Injectable thermosensitive hydrogel combined with human amniotic fluid stem cells differentiated into chondrocytes for articular cartilage regeneration

Abstract

Articular cartilage, damaged by trauma, sports activities or chronic diseases such as osteoarthritis (OA), has a low capacity for regeneration. So far, there is no effective drug or therapy for the definitive treatment, those often evolving to surgical procedures such as arthroplasty. Currently, the aim is to develop a therapy combining the use of biomaterials obtained by tissue engineering combined with regenerative medicine techniques with the use of stem cells for the regeneration of articular cartilage. Therefore, in this study, we intend to differentiate into chondrocytes stem cells (SC) present in human amniotic fluid (AF), due to their multipotentiality and plasticity in three-dimensional culture system based on non-adhesive micromolded hydrogel molds by 3D printing.

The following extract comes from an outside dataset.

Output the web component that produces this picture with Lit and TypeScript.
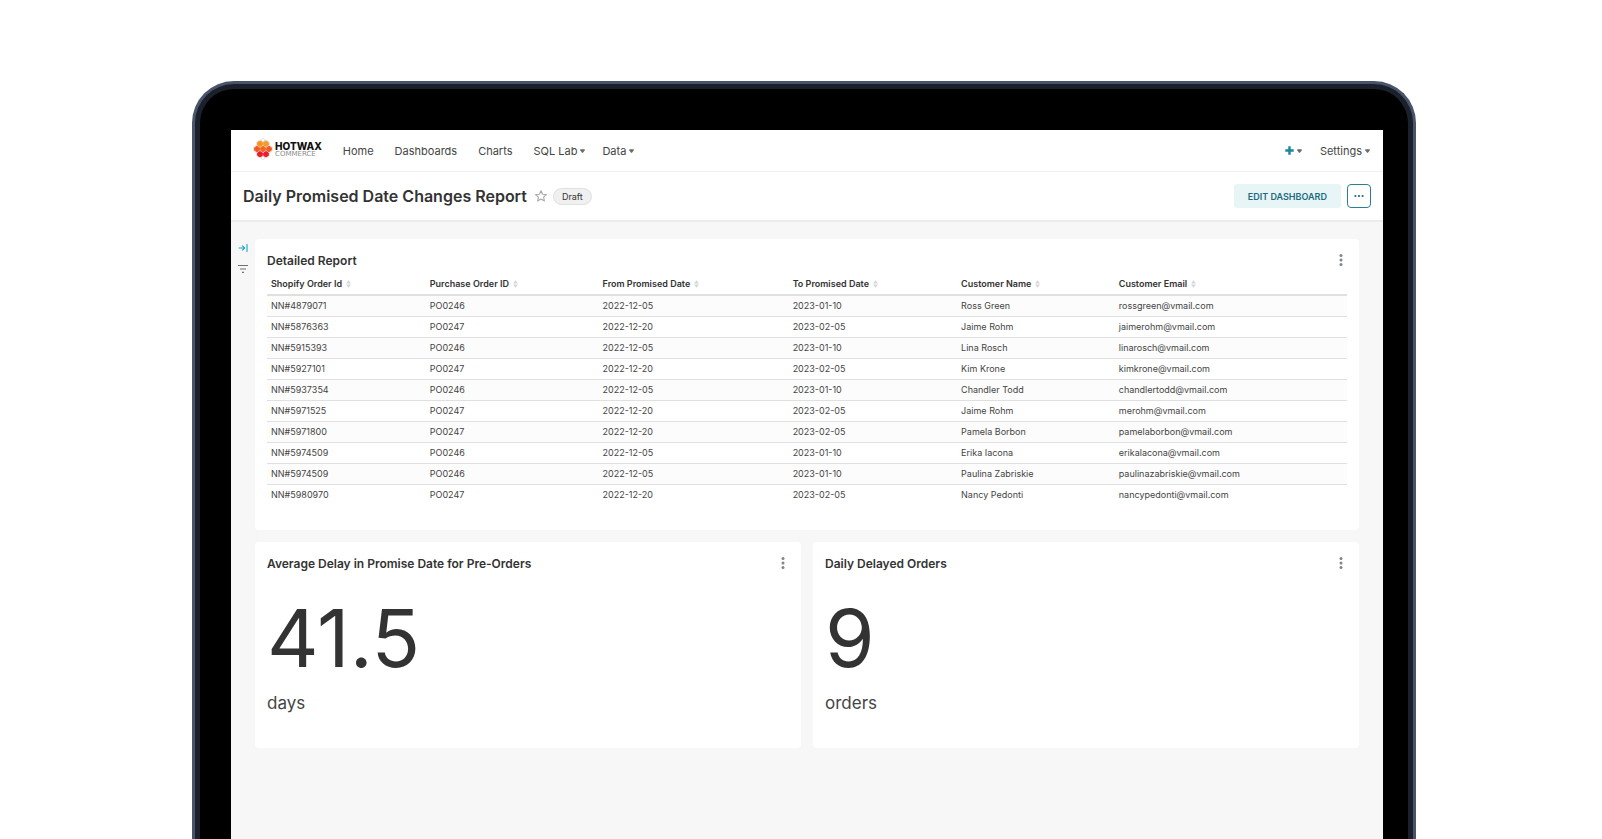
import { LitElement, html, css, svg } from "lit";
import { customElement, property } from "lit/decorators.js";

const columns = [
  { label: "Shopify Order Id", cls: "c1" },
  { label: "Purchase Order ID", cls: "c2" },
  { label: "From Promised Date", cls: "c3" },
  { label: "To Promised Date", cls: "c4" },
  { label: "Customer Name", cls: "c5" },
  { label: "Customer Email", cls: "c6" },
];

const orders = [
  ["NN#4879071", "PO0246", "2022-12-05", "2023-01-10", "Ross Green", "rossgreen@vmail.com"],
  ["NN#5876363", "PO0247", "2022-12-20", "2023-02-05", "Jaime Rohm", "jaimerohm@vmail.com"],
  ["NN#5915393", "PO0246", "2022-12-05", "2023-01-10", "Lina Rosch", "linarosch@vmail.com"],
  ["NN#5927101", "PO0247", "2022-12-20", "2023-02-05", "Kim Krone", "kimkrone@vmail.com"],
  ["NN#5937354", "PO0246", "2022-12-05", "2023-01-10", "Chandler Todd", "chandlertodd@vmail.com"],
  ["NN#5971525", "PO0247", "2022-12-20", "2023-02-05", "Jaime Rohm", "merohm@vmail.com"],
  ["NN#5971800", "PO0247", "2022-12-20", "2023-02-05", "Pamela Borbon", "pamelaborbon@vmail.com"],
  ["NN#5974509", "PO0246", "2022-12-05", "2023-01-10", "Erika Iacona", "erikalacona@vmail.com"],
  ["NN#5974509", "PO0246", "2022-12-05", "2023-01-10", "Paulina Zabriskie", "paulinazabriskie@vmail.com"],
  ["NN#5980970", "PO0247", "2022-12-20", "2023-02-05", "Nancy Pedonti", "nancypedonti@vmail.com"],
];

const base = css`
  * {
    box-sizing: border-box;
  }
  svg {
    display: block;
    flex: none;
  }
  button {
    font: inherit;
    color: inherit;
    background: none;
    border: 0;
    padding: 0;
    cursor: pointer;
  }
  a {
    color: inherit;
    text-decoration: none;
  }
  h1,
  h2,
  p {
    margin: 0;
  }
`;

const caret = html`<svg width="5" height="4" viewBox="0 0 5 4" aria-hidden="true">
  <path d="M0.3 0.3h4.4v0.9L3 3.8H2L0.3 1.2z" fill="#6a6a6a" />
</svg>`;

const cells: [number, number, string][] = [
  [7, 5.8, "#f7931e"],
  [13, 5.8, "#f59b2b"],
  [4, 11, "#f15a24"],
  [10, 11, "#f4661f"],
  [16, 11, "#f15a24"],
  [7, 16.2, "#ed1c24"],
  [13, 16.2, "#ee1d2b"],
];
const hex = (x: number, y: number, r: number) =>
  [0, 1, 2, 3, 4, 5]
    .map((i) => {
      const a = (Math.PI / 3) * i + Math.PI / 6;
      return `${(x + r * Math.cos(a)).toFixed(2)},${(y + r * Math.sin(a)).toFixed(2)}`;
    })
    .join(" ");

@customElement("brand-logo")
class BrandLogo extends LitElement {
  static styles = [
    base,
    css`
      :host {
        display: block;
      }
      .logo {
        display: flex;
        align-items: center;
        gap: 2px;
        padding-bottom: 3px;
      }
      .words {
        display: flex;
        flex-direction: column;
      }
      .name {
        font-size: 10px;
        line-height: 9px;
        font-weight: 800;
        color: #111;
      }
      .sub {
        font-family: "DejaVu Sans", sans-serif;
        font-size: 7px;
        line-height: 6px;
        color: #8c8c8c;
      }
    `,
  ];
  render() {
    return html`<a class="logo" href="#home">
      <svg width="20" height="22" viewBox="0 0 20 22" aria-hidden="true">
        ${cells.map(([x, y]) => svg`<polygon points=${hex(x, y, 3.9)} fill="#fff" stroke="#c9c4c0" stroke-width="0.5" />`)}
        <polygon points=${hex(10, 2.4, 2)} fill="none" stroke="#cfcac6" stroke-width="0.5" />
        <polygon points=${hex(10, 19.6, 2)} fill="none" stroke="#cfcac6" stroke-width="0.5" />
        ${cells.map(([x, y, c]) => svg`<polygon points=${hex(x, y, 2.7)} fill=${c} stroke=${c} stroke-width="1" stroke-linejoin="round" />`)}
      </svg>
      <span class="words"><span class="name">HOTWAX</span><span class="sub">COMMERCE</span></span>
    </a>`;
  }
}

@customElement("chart-card")
class ChartCard extends LitElement {
  @property() heading = "";
  static styles = [
    base,
    css`
      :host {
        display: block;
        background: #fff;
        border-radius: 4px;
        padding: 12px;
      }
      .head {
        display: flex;
        justify-content: space-between;
        align-items: center;
        height: 20px;
      }
      .title {
        font-size: 12px;
        line-height: 20px;
        font-weight: 600;
      }
      .menu {
        width: 12px;
        height: 20px;
        padding-bottom: 2px;
        display: grid;
        place-items: center;
      }
    `,
  ];
  render() {
    return html`<div class="head">
        <h2 class="title">${this.heading}</h2>
        <button class="menu" aria-label="More options">
          <svg width="4" height="14" viewBox="0 0 4 14" fill="#7b868e">
            <circle cx="2" cy="2.4" r="1.5" />
            <circle cx="2" cy="7" r="1.5" />
            <circle cx="2" cy="11.6" r="1.5" />
          </svg>
        </button>
      </div>
      <slot></slot>`;
  }
}

@customElement("app-root")
class AppRoot extends LitElement {
  static styles = [
    base,
    css`
      :host {
        display: flex;
        min-height: 100vh;
        box-sizing: border-box;
        padding: 81px 186px 0 192px;
        background: #fff;
        font-family: Inter, "Liberation Sans", sans-serif;
        color: #333;
      }
      .shell {
        flex: 1;
        display: flex;
        border: 3px solid #4a5468;
        border-bottom: 0;
        border-radius: 42px 42px 0 0;
        background: #1a202c;
      }
      .bezel {
        flex: 1;
        display: flex;
        margin: 5px 5px 0;
        padding: 41px 25px 0 31px;
        border-radius: 34px 34px 0 0;
        background: #000;
      }
      .screen {
        flex: 1;
        min-width: 0;
        display: flex;
        flex-direction: column;
        background: #f7f7f7;
      }
      .nav {
        display: flex;
        justify-content: space-between;
        align-items: center;
        height: 42px;
        padding: 0 13px 0 22px;
        background: #fff;
        border-bottom: 1px solid #f0f0f0;
        font-size: 11px;
        line-height: 16px;
        color: #444;
      }
      .links,
      .menus,
      .tools {
        display: flex;
        align-items: center;
      }
      .links {
        gap: 21px;
      }
      .menus {
        gap: 17px;
      }
      .tools {
        gap: 18px;
      }
      .item {
        display: flex;
        align-items: center;
        gap: 3px;
      }
      .bar {
        display: flex;
        justify-content: space-between;
        align-items: center;
        height: 50px;
        padding: 0 12px;
        background: #fff;
        border-bottom: 2px solid #ececec;
      }
      .heading,
      .actions {
        display: flex;
        align-items: center;
      }
      .heading {
        gap: 6px;
      }
      .page-title {
        font-size: 16px;
        line-height: 24px;
        font-weight: 600;
        margin-right: 2px;
      }
      .draft {
        font-size: 9px;
        line-height: 15px;
        padding: 0 8px;
        border: 1px solid #e0e0e0;
        border-radius: 9px;
        background: #f0f0f0;
      }
      .actions {
        gap: 6px;
      }
      .edit {
        height: 24px;
        padding: 0 14px;
        border-radius: 3px;
        background: #e8f5f7;
        color: #1a6a80;
        font-size: 9px;
        font-weight: 600;
      }
      .more {
        width: 24px;
        height: 24px;
        display: grid;
        place-items: center;
        border: 1px solid #2b7f95;
        border-radius: 4px;
      }
      .body {
        display: flex;
        padding: 17px 24px 0 0;
      }
      .rail {
        width: 24px;
        display: flex;
        flex-direction: column;
        align-items: center;
        gap: 11px;
        padding-top: 4px;
      }
      .grid {
        flex: 1;
        min-width: 0;
        display: grid;
        grid-template-columns: 1fr 1fr;
        gap: 12px;
      }
      .wide {
        grid-column: 1 / -1;
        padding-bottom: 25px;
      }
      .table {
        width: 100%;
        table-layout: fixed;
        border-collapse: separate;
        border-spacing: 0;
        font-size: 9px;
        line-height: 12px;
        color: #444;
      }
      .table th,
      .table td {
        text-align: left;
        padding: 4px;
        border-bottom: 1px solid #e0e0e0;
        white-space: nowrap;
      }
      .table th {
        font-weight: 600;
        padding: 7px 4px 4px;
        border-bottom: 2px solid #e0e0e0;
        color: #333;
      }
      .table tbody tr:nth-child(odd) {
        background: #fcfcfc;
      }
      .table tbody tr:last-child td {
        border-bottom: 0;
      }
      .sort {
        display: flex;
        align-items: center;
        gap: 4px;
        font-weight: 600;
      }
      .c1 { width: 14.7%; }
      .c2 { width: 16%; }
      .c3 { width: 17.6%; }
      .c4 { width: 15.6%; }
      .c5 { width: 14.6%; }
      .value {
        font-size: 80px;
        line-height: 98px;
        margin-top: 15px;
      }
      .unit {
        font-size: 17px;
        line-height: 24px;
        margin-top: 4px;
        padding-bottom: 21px;
        color: #444;
      }
    `,
  ];

  render() {
    return html`<div class="shell">
      <div class="bezel">
        <div class="screen">
          <nav class="nav">
            <div class="links">
              <brand-logo></brand-logo>
              <a class="item" href="#home">Home</a>
              <a class="item" href="#dashboards">Dashboards</a>
              <a class="item" href="#charts">Charts</a>
              <div class="menus">
                <button class="item">SQL Lab ${caret}</button>
                <button class="item">Data ${caret}</button>
              </div>
            </div>
            <div class="tools">
              <button class="item" aria-label="Add">
                <svg width="9" height="9" viewBox="0 0 9 9"><path d="M4.5 0.3v8.4M0.3 4.5h8.4" stroke="#1985a0" stroke-width="2.4" /></svg>
                ${caret}
              </button>
              <button class="item">Settings ${caret}</button>
            </div>
          </nav>
          <header class="bar">
            <div class="heading">
              <h1 class="page-title">Daily Promised Date Changes Report</h1>
              <button aria-label="Favorite">
                <svg width="12" height="12" viewBox="0 0 12 12">
                  <path d="M6 0.7l1.6 3.5 3.8.4-2.8 2.6.8 3.8L6 9.1 2.6 11l.8-3.8L.6 4.6l3.8-.4z" fill="none" stroke="#a8a8a8" stroke-width="1.1" stroke-linejoin="round" />
                </svg>
              </button>
              <span class="draft">Draft</span>
            </div>
            <div class="actions">
              <button class="edit">EDIT DASHBOARD</button>
              <button class="more" aria-label="More">
                <svg width="10" height="4" viewBox="0 0 10 4" fill="#1a6a80">
                  <circle cx="1.4" cy="2" r="1.1" /><circle cx="5" cy="2" r="1.1" /><circle cx="8.6" cy="2" r="1.1" />
                </svg>
              </button>
            </div>
          </header>
          <main class="body">
            <aside class="rail">
              <button aria-label="Expand filters">
                <svg width="10" height="10" viewBox="0 0 10 10" fill="none" stroke="#20a7c9" stroke-width="1.1">
                  <path d="M0.6 5h6M4.3 2.6L6.7 5 4.3 7.4M9 1v8" />
                </svg>
              </button>
              <button aria-label="Filters">
                <svg width="12" height="10" viewBox="0 0 12 10" stroke="#707070" stroke-width="1.1">
                  <path d="M1 1.5h10M3 5h6M5 8.4h2" />
                </svg>
              </button>
            </aside>
            <section class="grid">
              <chart-card class="wide" heading="Detailed Report">
                <table class="table">
                  <thead>
                    <tr>
                      ${columns.map(
                        (c) => html`<th class=${c.cls}>
                          <button class="sort">
                            ${c.label}
                            <svg width="5" height="8" viewBox="0 0 5 8" fill="#d6d6d6"><path d="M0 3.4L2.5 0.2 5 3.4zM0 4.6h5L2.5 7.8z" /></svg>
                          </button>
                        </th>`
                      )}
                    </tr>
                  </thead>
                  <tbody>
                    ${orders.map((o) => html`<tr>${o.map((v) => html`<td>${v}</td>`)}</tr>`)}
                  </tbody>
                </table>
              </chart-card>
              <chart-card heading="Average Delay in Promise Date for Pre-Orders">
                <p class="value">41.5</p>
                <p class="unit">days</p>
              </chart-card>
              <chart-card heading="Daily Delayed Orders">
                <p class="value">9</p>
                <p class="unit">orders</p>
              </chart-card>
            </section>
          </main>
        </div>
      </div>
    </div>`;
  }
}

This system allows deposits of uniform cellular spheroids and adaptations that will then be combined with a thermo-responsive hydrogel composed of methylcellulose and carboxymethyl chitosan. Both biomaterials were developed at the Faculty of Chemical Engineering at UNICAMP. SC from AF, obtained from routine amniocentesis, will be isolated and characterized by flow cytometry. The production of spheroids will be standardized and then evaluated through the production of extracellular matrix using the cartilage-specific histological stains (Masson's Trichrome, Picrossirius Red, Alcian Blue and Hematoxylin & Eosin), the production of collagen II and aggrecan through immunohistochemistry and gene expression by qRT-PCR. The thermosensitive spheroid-hydrogel set will be studied for its cytotoxicity, cell viability by means of confocal microscopy, and morphology by scanning electron microscopy (SEM). Subsequently, it is expected that the results from the study are favorable and that they open up new fronts both for studies in experimental models of chondral lesions in animals and for the implantation of this therapy through intra-articular infiltrations. In the future, this treatment could avoid open surgeries, allowing the patient to recover quickly with the formation of hyaline tissue and, in addition, to be financially viable for the incorporation of this technology by the Unified Health System (SUS) since it is a totally national technology. (AU)